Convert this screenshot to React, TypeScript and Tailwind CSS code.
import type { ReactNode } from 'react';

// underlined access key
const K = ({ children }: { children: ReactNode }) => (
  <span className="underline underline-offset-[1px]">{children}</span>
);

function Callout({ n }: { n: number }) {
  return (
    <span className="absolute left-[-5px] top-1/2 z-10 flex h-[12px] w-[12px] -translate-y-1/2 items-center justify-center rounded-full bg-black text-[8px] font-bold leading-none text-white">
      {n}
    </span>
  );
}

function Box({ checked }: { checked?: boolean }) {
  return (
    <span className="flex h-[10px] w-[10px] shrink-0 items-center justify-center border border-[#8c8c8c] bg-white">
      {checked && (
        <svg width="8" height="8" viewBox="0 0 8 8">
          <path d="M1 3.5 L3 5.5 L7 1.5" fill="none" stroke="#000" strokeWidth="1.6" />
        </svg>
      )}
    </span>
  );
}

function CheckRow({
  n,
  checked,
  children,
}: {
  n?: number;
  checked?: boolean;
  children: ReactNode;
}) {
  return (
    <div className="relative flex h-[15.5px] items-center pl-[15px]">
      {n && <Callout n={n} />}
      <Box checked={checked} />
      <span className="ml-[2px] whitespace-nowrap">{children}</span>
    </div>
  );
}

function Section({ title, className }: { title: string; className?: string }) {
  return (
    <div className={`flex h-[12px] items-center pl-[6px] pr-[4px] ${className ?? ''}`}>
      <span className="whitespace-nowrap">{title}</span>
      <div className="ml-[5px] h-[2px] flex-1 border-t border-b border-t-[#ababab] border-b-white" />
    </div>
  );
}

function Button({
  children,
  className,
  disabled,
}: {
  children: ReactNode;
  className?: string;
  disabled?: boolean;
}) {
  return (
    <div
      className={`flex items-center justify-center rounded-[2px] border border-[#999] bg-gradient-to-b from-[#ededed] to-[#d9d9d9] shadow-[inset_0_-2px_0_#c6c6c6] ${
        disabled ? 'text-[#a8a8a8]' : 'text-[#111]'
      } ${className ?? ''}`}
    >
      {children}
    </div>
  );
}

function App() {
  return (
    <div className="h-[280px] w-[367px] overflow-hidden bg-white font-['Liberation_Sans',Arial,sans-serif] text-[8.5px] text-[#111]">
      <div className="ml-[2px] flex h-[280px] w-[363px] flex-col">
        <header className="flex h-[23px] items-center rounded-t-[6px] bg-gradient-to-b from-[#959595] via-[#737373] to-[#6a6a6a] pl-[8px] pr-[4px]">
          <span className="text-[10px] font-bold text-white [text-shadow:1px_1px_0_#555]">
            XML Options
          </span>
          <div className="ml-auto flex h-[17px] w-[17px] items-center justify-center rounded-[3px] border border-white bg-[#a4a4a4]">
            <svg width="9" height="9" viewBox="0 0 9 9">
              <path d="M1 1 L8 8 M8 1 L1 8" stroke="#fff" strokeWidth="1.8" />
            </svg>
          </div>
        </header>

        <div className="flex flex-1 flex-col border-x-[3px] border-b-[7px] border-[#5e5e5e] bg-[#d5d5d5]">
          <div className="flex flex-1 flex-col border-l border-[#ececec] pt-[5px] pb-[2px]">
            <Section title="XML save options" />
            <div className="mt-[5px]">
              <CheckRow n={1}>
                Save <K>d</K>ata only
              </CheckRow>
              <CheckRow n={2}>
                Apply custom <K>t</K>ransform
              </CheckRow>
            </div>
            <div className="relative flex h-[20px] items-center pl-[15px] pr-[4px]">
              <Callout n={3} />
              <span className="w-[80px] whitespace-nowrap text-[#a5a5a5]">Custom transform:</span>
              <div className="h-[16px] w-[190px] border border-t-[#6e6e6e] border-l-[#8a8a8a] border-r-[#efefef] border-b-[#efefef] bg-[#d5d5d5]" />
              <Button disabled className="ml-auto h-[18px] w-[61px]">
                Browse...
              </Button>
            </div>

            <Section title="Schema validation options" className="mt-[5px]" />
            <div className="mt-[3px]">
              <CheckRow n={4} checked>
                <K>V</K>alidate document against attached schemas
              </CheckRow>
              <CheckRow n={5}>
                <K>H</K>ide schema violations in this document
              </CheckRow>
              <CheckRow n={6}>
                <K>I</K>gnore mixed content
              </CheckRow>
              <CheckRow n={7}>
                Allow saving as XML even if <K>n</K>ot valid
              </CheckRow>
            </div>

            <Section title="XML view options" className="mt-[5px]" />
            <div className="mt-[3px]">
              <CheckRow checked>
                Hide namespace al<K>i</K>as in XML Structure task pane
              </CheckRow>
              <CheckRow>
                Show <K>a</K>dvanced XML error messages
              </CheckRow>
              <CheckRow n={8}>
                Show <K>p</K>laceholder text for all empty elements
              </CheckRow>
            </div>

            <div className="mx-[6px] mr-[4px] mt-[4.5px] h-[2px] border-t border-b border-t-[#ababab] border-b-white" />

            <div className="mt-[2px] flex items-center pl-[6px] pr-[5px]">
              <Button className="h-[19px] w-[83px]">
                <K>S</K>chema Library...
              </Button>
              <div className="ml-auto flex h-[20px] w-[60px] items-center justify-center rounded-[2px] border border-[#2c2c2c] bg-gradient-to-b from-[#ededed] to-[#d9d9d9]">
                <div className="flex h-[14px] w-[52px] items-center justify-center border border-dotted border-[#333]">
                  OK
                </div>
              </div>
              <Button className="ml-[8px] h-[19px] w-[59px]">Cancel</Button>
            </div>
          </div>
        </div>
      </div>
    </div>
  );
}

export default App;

|---|

__OBJECTIVE__: Write out the whole listing again. Match it word for word.

__EXERCISE SOLUTION__:
Convert this screenshot to React, TypeScript and Tailwind CSS code.
import type { ReactNode } from 'react';

// underlined access key
const K = ({ children }: { children: ReactNode }) => (
  <span className="underline underline-offset-[1px]">{children}</span>
);

function Callout({ n }: { n: number }) {
  return (
    <span className="absolute left-[-5px] top-1/2 z-10 flex h-[12px] w-[12px] -translate-y-1/2 items-center justify-center rounded-full bg-black text-[8px] font-bold leading-none text-white">
      {n}
    </span>
  );
}

function Box({ checked }: { checked?: boolean }) {
  return (
    <span className="flex h-[10px] w-[10px] shrink-0 items-center justify-center border border-[#8c8c8c] bg-white">
      {checked && (
        <svg width="8" height="8" viewBox="0 0 8 8">
          <path d="M1 3.5 L3 5.5 L7 1.5" fill="none" stroke="#000" strokeWidth="1.6" />
        </svg>
      )}
    </span>
  );
}

function CheckRow({
  n,
  checked,
  children,
}: {
  n?: number;
  checked?: boolean;
  children: ReactNode;
}) {
  return (
    <div className="relative flex h-[15.5px] items-center pl-[15px]">
      {n && <Callout n={n} />}
      <Box checked={checked} />
      <span className="ml-[2px] whitespace-nowrap">{children}</span>
    </div>
  );
}

function Section({ title, className }: { title: string; className?: string }) {
  return (
    <div className={`flex h-[12px] items-center pl-[6px] pr-[4px] ${className ?? ''}`}>
      <span className="whitespace-nowrap">{title}</span>
      <div className="ml-[5px] h-[2px] flex-1 border-t border-b border-t-[#ababab] border-b-white" />
    </div>
  );
}

function Button({
  children,
  className,
  disabled,
}: {
  children: ReactNode;
  className?: string;
  disabled?: boolean;
}) {
  return (
    <div
      className={`flex items-center justify-center rounded-[2px] border border-[#999] bg-gradient-to-b from-[#ededed] to-[#d9d9d9] shadow-[inset_0_-2px_0_#c6c6c6] ${
        disabled ? 'text-[#a8a8a8]' : 'text-[#111]'
      } ${className ?? ''}`}
    >
      {children}
    </div>
  );
}

function App() {
  return (
    <div className="h-[280px] w-[367px] overflow-hidden bg-white font-['Liberation_Sans',Arial,sans-serif] text-[8.5px] text-[#111]">
      <div className="ml-[2px] flex h-[280px] w-[363px] flex-col">
        <header className="flex h-[23px] items-center rounded-t-[6px] bg-gradient-to-b from-[#959595] via-[#737373] to-[#6a6a6a] pl-[8px] pr-[4px]">
          <span className="text-[10px] font-bold text-white [text-shadow:1px_1px_0_#555]">
            XML Options
          </span>
          <div className="ml-auto flex h-[17px] w-[17px] items-center justify-center rounded-[3px] border border-white bg-[#a4a4a4]">
            <svg width="9" height="9" viewBox="0 0 9 9">
              <path d="M1 1 L8 8 M8 1 L1 8" stroke="#fff" strokeWidth="1.8" />
            </svg>
          </div>
        </header>

        <div className="flex flex-1 flex-col border-x-[3px] border-b-[7px] border-[#5e5e5e] bg-[#d5d5d5]">
          <div className="flex flex-1 flex-col border-l border-[#ececec] pt-[5px] pb-[2px]">
            <Section title="XML save options" />
            <div className="mt-[5px]">
              <CheckRow n={1}>
                Save <K>d</K>ata only
              </CheckRow>
              <CheckRow n={2}>
                Apply custom <K>t</K>ransform
              </CheckRow>
            </div>
            <div className="relative flex h-[20px] items-center pl-[15px] pr-[4px]">
              <Callout n={3} />
              <span className="w-[80px] whitespace-nowrap text-[#a5a5a5]">Custom transform:</span>
              <div className="h-[16px] w-[190px] border border-t-[#6e6e6e] border-l-[#8a8a8a] border-r-[#efefef] border-b-[#efefef] bg-[#d5d5d5]" />
              <Button disabled className="ml-auto h-[18px] w-[61px]">
                Browse...
              </Button>
            </div>

            <Section title="Schema validation options" className="mt-[5px]" />
            <div className="mt-[3px]">
              <CheckRow n={4} checked>
                <K>V</K>alidate document against attached schemas
              </CheckRow>
              <CheckRow n={5}>
                <K>H</K>ide schema violations in this document
              </CheckRow>
              <CheckRow n={6}>
                <K>I</K>gnore mixed content
              </CheckRow>
              <CheckRow n={7}>
                Allow saving as XML even if <K>n</K>ot valid
              </CheckRow>
            </div>

            <Section title="XML view options" className="mt-[5px]" />
            <div className="mt-[3px]">
              <CheckRow checked>
                Hide namespace al<K>i</K>as in XML Structure task pane
              </CheckRow>
              <CheckRow>
                Show <K>a</K>dvanced XML error messages
              </CheckRow>
              <CheckRow n={8}>
                Show <K>p</K>laceholder text for all empty elements
              </CheckRow>
            </div>

            <div className="mx-[6px] mr-[4px] mt-[4.5px] h-[2px] border-t border-b border-t-[#ababab] border-b-white" />

            <div className="mt-[2px] flex items-center pl-[6px] pr-[5px]">
              <Button className="h-[19px] w-[83px]">
                <K>S</K>chema Library...
              </Button>
              <div className="ml-auto flex h-[20px] w-[60px] items-center justify-center rounded-[2px] border border-[#2c2c2c] bg-gradient-to-b from-[#ededed] to-[#d9d9d9]">
                <div className="flex h-[14px] w-[52px] items-center justify-center border border-dotted border-[#333]">
                  OK
                </div>
              </div>
              <Button className="ml-[8px] h-[19px] w-[59px]">Cancel</Button>
            </div>
          </div>
        </div>
      </div>
    </div>
  );
}

export default App;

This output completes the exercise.